Debtors rely on a 2004 decision of the Nebraska Bankruptcy Court, In re Schwartz¸ 314 B.R. 433 (Bkrtcy.D.Neb.2004) and while the court finds the discussion in Schwarz informative Schwarz is not binding on this court. This court is bound by decisions of the Sixth Circuit Bankruptcy Appellate Panel (BAP). The BAP in Booth v. Vaughan, In re Booth, 260 B.R. 281 held that the debtor’s contingent interest in a profit-sharing payment was property of the estate because the payment was “sufficiently rooted in his pre-petition employment” even though the interest was unenforceable on the petition date.

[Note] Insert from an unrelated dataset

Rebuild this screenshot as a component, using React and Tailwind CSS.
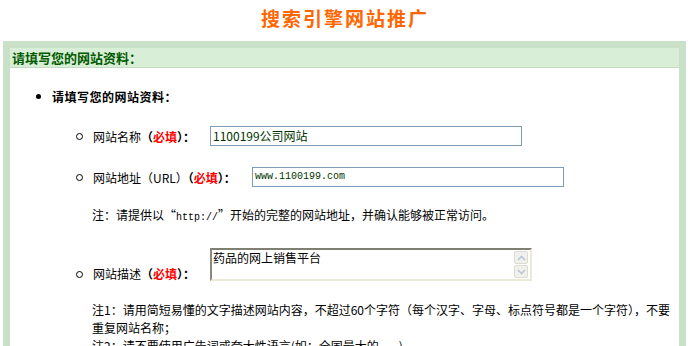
const cjk = { fontFamily: '"Noto Sans CJK SC", "Noto Sans", sans-serif' };
const mono = { fontFamily: '"Liberation Mono", "Noto Sans CJK SC", monospace' };

function Required() {
  return (
    <>
      <b className="font-bold">（</b>
      <b className="font-bold text-[#ff0000]">必填</b>
      <b className="font-bold">）：</b>
    </>
  );
}

function Circle() {
  return <span className="mr-[10px] ml-[66px] inline-block h-[7px] w-[7px] shrink-0 rounded-full border border-black" />;
}

function Chevron({ up }) {
  return (
    <svg width="9" height="6" viewBox="0 0 9 6">
      <path
        d={up ? "M1 5 L4.5 1.5 L8 5" : "M1 1 L4.5 4.5 L8 1"}
        fill="none"
        stroke="#b8c4d8"
        strokeWidth="1.6"
      />
    </svg>
  );
}

export default function App() {
  return (
    <div className="h-[346px] w-[688px] overflow-hidden bg-white text-[12px] text-black" style={cjk}>
      {/* 标题 */}
      <div className="flex h-[41px] justify-center pt-[8px]">
        <h1 className="pl-[2px] text-[19px] font-bold leading-[20px] tracking-[2px] text-[#ff6600]">
          搜索引擎网站推广
        </h1>
      </div>

      {/* 绿色面板 */}
      <div className="ml-[3px] mr-[2px] border-[7px] border-b-0 border-[#c9e0c9]">
        <div className="h-[20px] border-b border-[#c4dcc2] bg-[#d9eed6] pl-[2px] text-[13px] font-bold leading-[19px] text-[#005a00]">
          请填写您的网站资料：
        </div>

        <div className="bg-white pt-[19px] pb-[20px]">
          <div className="flex h-[19px] items-center">
            <span className="ml-[26px] mr-[11px] inline-block h-[5px] w-[5px] rounded-full bg-black" />
            <span className="text-[12px] font-bold leading-[19px] tracking-[0.5px]">请填写您的网站资料：</span>
          </div>

          {/* 网站名称 */}
          <div className="mt-[20px] flex h-[20px] items-center">
            <Circle />
            <span className="w-[117px] leading-[19px]">
              网站名称<Required />
            </span>
            <div className="h-[20px] w-[312px] border border-[#7f9db9] pl-[2px] leading-[18px] text-[#003300]">
              1100199公司网站
            </div>
          </div>

          {/* 网站地址 */}
          <div className="mt-[21px] flex h-[20px] items-center">
            <Circle />
            <span className="w-[159px] leading-[19px]">
              网站地址（URL）<Required />
            </span>
            <div
              className="h-[20px] w-[312px] border border-[#7f9db9] pl-[2px] text-[10px] leading-[18px] text-[#003300]"
              style={mono}
            >
              www.1100199.com
            </div>
          </div>

          <p className="ml-[82px] mt-[18px] leading-[19px]">
            注：请提供以“<span className="text-[10px]" style={mono}>http://</span>”开始的完整的网站地址，并确认能够被正常访问。
          </p>

          {/* 网站描述 */}
          <div className="mt-[21px] flex items-end">
            <div className="flex items-center">
              <Circle />
              <span className="w-[117px] leading-[14px]">
                网站描述<Required />
              </span>
            </div>
            <div className="flex h-[33px] w-[322px] border-2 border-t-[#7f7f72] border-l-[#8a8a7c] border-r-[#ece9d8] border-b-[#ece9d8]">
              <div className="flex-1 pl-[1px] pt-[1px] leading-[14px]">药品的网上销售平台</div>
              <div className="mr-[2px] mt-[1px] flex w-[14px] flex-col gap-[1px]">
                <div className="flex h-[13px] items-center justify-center rounded-[2px] border border-[#dcdcd4] bg-[#f1f1ec]">
                  <Chevron up />
                </div>
                <div className="flex h-[13px] items-center justify-center rounded-[2px] border border-[#dcdcd4] bg-[#f1f1ec]">
                  <Chevron />
                </div>
              </div>
            </div>
          </div>

          <div className="ml-[82px] mt-[20px] leading-[18px]">
            <p>
              注1：请用简短易懂的文字描述网站内容，不超过60个字符（每个汉字、字母、标点符号都是一个字符），不要
              <br />
              重复网站名称；
            </p>
            <p>注2：请不要使用广告词或夸大性语言(如：全国最大的......)</p>
          </div>
        </div>
      </div>
    </div>
  );
}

In the matter at hand, the Griffins had two factors controlling whether or not they would receive the CTC. First, the debtors must wait until the end of the tax year before filing a tax return and second, the debtors must actually file the return. The likelihood of both occurring was exceeding high and in fact both contingencies were realized soon after the petition was filed. Relying on the analysis in Booth and that of the Supreme Court in Segal v. Rochelle, 382 U.S. 375, 379, this court finds the Child Tax Credit is “sufficiently rooted” in debtor’s pre-petition earnings to be considered property of the estate despite the contingent nature of the credit on the date the petition was filed.

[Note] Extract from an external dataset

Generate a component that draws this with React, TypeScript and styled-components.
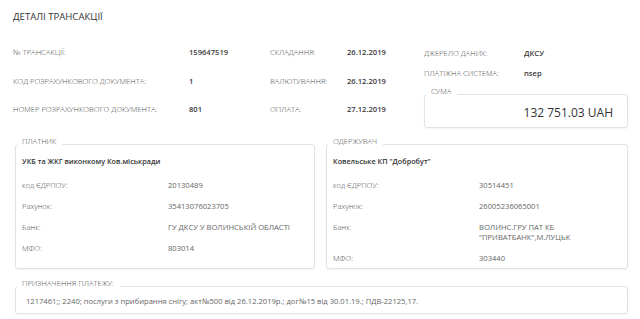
import React from "react";
import styled, { createGlobalStyle } from "styled-components";

const Global = createGlobalStyle`
  html, body { margin: 0; padding: 0; background: #fff; }
  body { font-family: "Open Sans", "Noto Sans", sans-serif; color: #333; }
`;

const Page = styled.div`
  width: 640px;
  height: 319px;
  box-sizing: border-box;
  padding: 10px 12px 0 13px;
  overflow: hidden;
`;

const Title = styled.h1`
  margin: 0;
  font-size: 9.6px;
  line-height: 14px;
  font-weight: 500;
  color: #333;
`;

const Top = styled.div`
  display: flex;
  margin-top: 14px;
`;

const InfoGrid = styled.div`
  display: grid;
  grid-template-columns: 176px 81px 77px 77px;
  grid-auto-rows: 28.5px;
  align-items: center;
`;

const Label = styled.span`
  font-size: 7.6px;
  line-height: 10px;
  font-weight: 300;
  color: #4d4d4d;
  white-space: nowrap;
`;

const Value = styled.span`
  font-size: 7.6px;
  line-height: 10px;
  font-weight: 600;
  color: #3a3a3a;
  white-space: nowrap;
`;

const RightCol = styled.div`
  display: flex;
  flex-direction: column;
  padding-top: 5px;
  width: 204px;
`;

const RightRow = styled.div`
  display: grid;
  grid-template-columns: 100px 1fr;
  align-items: center;
  height: 20px;
`;

const Fieldset = styled.div`
  position: relative;
  border: 1px solid #e2e2e2;
  border-radius: 3px;
  box-shadow: 0 1px 2px rgba(0, 0, 0, 0.05);
  box-sizing: border-box;
`;

const Legend = styled.span`
  position: absolute;
  top: -10px;
  left: 1px;
  padding: 0 6px 0 5px;
  background: #fff;
  font-size: 7.6px;
  line-height: 12px;
  font-weight: 300;
  color: #4d4d4d;
  white-space: nowrap;
`;

const SumBox = styled(Fieldset)`
  margin-top: 11px;
  height: 34px;
  display: flex;
  align-items: center;
  justify-content: flex-end;
  padding: 3px 14px 0 0;
`;

const Amount = styled.span`
  font-size: 12px;
  font-weight: 500;
  color: #333;
`;

const Parties = styled.div`
  display: grid;
  grid-template-columns: 300px 302px;
  column-gap: 11px;
  margin: 16px 0 0 2px;
`;

const PartyBox = styled(Fieldset)`
  padding: 10px 6px 0 6px;
  height: 125px;
`;

const PartyName = styled.div`
  font-size: 7.25px;
  line-height: 12px;
  font-weight: 600;
  color: #333;
  margin-bottom: 7px;
  white-space: nowrap;
`;

const PartyRow = styled.div`
  display: grid;
  grid-template-columns: 146px 1fr;
  padding: 5.5px 0;
`;

const PartyLabel = styled.span`
  font-size: 7.6px;
  line-height: 10px;
  font-weight: 300;
  color: #4d4d4d;
`;

const PartyValue = styled.span`
  font-size: 7.6px;
  line-height: 10px;
  color: #666;
`;

const PurposeBox = styled(Fieldset)`
  margin: 17px 0 0 2px;
  height: 28px;
  display: flex;
  align-items: center;
  padding: 1px 10px 0 10px;
`;

const PurposeText = styled.span`
  font-size: 7.6px;
  color: #666;
  white-space: nowrap;
`;

type Party = {
  legend: string;
  name: string;
  rows: [string, React.ReactNode][];
};

const parties: Party[] = [
  {
    legend: "ПЛАТНИК",
    name: "УКБ та ЖКГ виконкому Ков.міськради",
    rows: [
      ["код ЄДРПОУ:", "20130489"],
      ["Рахунок:", "35413076023705"],
      ["Банк:", "ГУ ДКСУ У ВОЛИНСЬКІЙ ОБЛАСТІ"],
      ["МФО:", "803014"],
    ],
  },
  {
    legend: "ОДЕРЖУВАЧ",
    name: "Ковельське КП \"Добробут\"",
    rows: [
      ["код ЄДРПОУ:", "30514451"],
      ["Рахунок:", "26005236065001"],
      [
        "Банк:",
        <>
          ВОЛИНС.ГРУ ПАТ КБ
          <br />
          "ПРИВАТБАНК",М.ЛУЦЬК
        </>,
      ],
      ["МФО:", "303440"],
    ],
  },
];

const info: [string, string, string, string][] = [
  ["№ ТРАНСАКЦІЇ:", "159647519", "СКЛАДАННЯ:", "26.12.2019"],
  ["КОД РОЗРАХУНКОВОГО ДОКУМЕНТА:", "1", "ВАЛЮТУВАННЯ:", "26.12.2019"],
  ["НОМЕР РОЗРАХУНКОВОГО ДОКУМЕНТА:", "801", "ОПЛАТА:", "27.12.2019"],
];

export default function App() {
  return (
    <>
      <Global />
      <Page>
        <Title>ДЕТАЛІ ТРАНСАКЦІЇ</Title>
        <Top>
          <InfoGrid>
            {info.map(([l1, v1, l2, v2]) => (
              <React.Fragment key={l1}>
                <Label>{l1}</Label>
                <Value>{v1}</Value>
                <Label>{l2}</Label>
                <Value>{v2}</Value>
              </React.Fragment>
            ))}
          </InfoGrid>
          <RightCol>
            <RightRow>
              <Label>ДЖЕРЕЛО ДАНИХ:</Label>
              <Value>ДКСУ</Value>
            </RightRow>
            <RightRow>
              <Label>ПЛАТІЖНА СИСТЕМА:</Label>
              <Value>nsep</Value>
            </RightRow>
            <SumBox>
              <Legend>СУМА</Legend>
              <Amount>132 751.03 UAH</Amount>
            </SumBox>
          </RightCol>
        </Top>
        <Parties>
          {parties.map((p) => (
            <PartyBox key={p.legend}>
              <Legend>{p.legend}</Legend>
              <PartyName>{p.name}</PartyName>
              {p.rows.map(([l, v]) => (
                <PartyRow key={l}>
                  <PartyLabel>{l}</PartyLabel>
                  <PartyValue>{v}</PartyValue>
                </PartyRow>
              ))}
            </PartyBox>
          ))}
        </Parties>
        <PurposeBox>
          <Legend>ПРИЗНАЧЕННЯ ПЛАТЕЖУ:</Legend>
          <PurposeText>
            1217461;; 2240; послуги з прибирання снігу; акт№500 від 26.12.2019р.; дог№15 від 30.01.19.; ПДВ-22125,17.
          </PurposeText>
        </PurposeBox>
      </Page>
    </>
  );
}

Having found the Child Tax Credit is indeed property of the bankruptcy estate, the court must now determine how much of the refund can be exempted and retained by the debtors.
The court limits debtors’ exemption pursuant to KRS § 427.160 to $1000 instead of the $1780 as scheduled. Debtor husband, as the wage-earning spouse, may use the maximum allowed by KRS § 427.160 toward an exemption of the tax refund. Courts in this circuit have consistently held “the non wage earning spouse has no property interest in, and therefore is entitled to no exemption in the proceeds of the tax refund.” See In re Taylor, 22 B.R. 888, 889, (Bkrtcy.N.D.Ohio1982). The tax refund is a return of prior withholdings and debtor wife lacks paid employment and associated withholdings and as such she cannot have a return of withholdings in the form of a tax refund.
In addition to the $1000, debtors may exempt the portion of the refund attributable to the Earned Income Credit or $849 as a form of public assistance pursuant to KRS 205.220(3). That brings the exempt portion of debtors’ tax refund to $1849, leaving the remaining $1972 as nonexempt and a potential asset of the estate.
The final calculation the court must make involves prorating the nonexempt portion of the refund into the portion attributable to wages earned pre-petition and the portion attributable to wages earned post-petition. Because the wages earned post-petition are after acquired, the portion of the refund associated with these wages is also considered after acquired and a non-asset of the estate. See In re Thomas, 14 B.R. 759 (Bkrtcy.E.D.Mich.1981); In re Dussing, 205 B.R. 332 (Bkrtcy.M.D.Fla.1996). Debtors’ petition was filed on December 8, 2004, twenty-four days before the end of the year. The court determines a proration factor by dividing the 24 post-petition days by 365, the total number of days in a year. When the nonexempt portion of the tax refund, potentially $1972, is multiplied by the proration factor of 0.0658, the portion of the refund attributable to after acquired earnings is $129.76. The remaining portion of the refund or $1842.24 is an asset of the estate being attributable to income produced pre-petition.
Based on the foregoing, debtors’ are entitled to retain $1978.76 of the 2004 income tax refund. Debtors shall turn
over $1842.24 to the trustee as a nonexempt asset of the bankruptcy estate within 10 days of the date of this order.
It is so ordered.
Ross E. Murray, Esq.
Maxie E. Higgason, Jr., Trustee
 Title 26 – Internal Revenue Code, Chapter 1 – Normal Taxes and Surtaxes, Subchapter A – Determination of Tax Liability, Part IV – Credits Against Tax, Subpart A – Nonrefundable Personal Credits
 The court is aware 2004 was a leap year containing 366 days but uses 365 days for consistent results in the formula.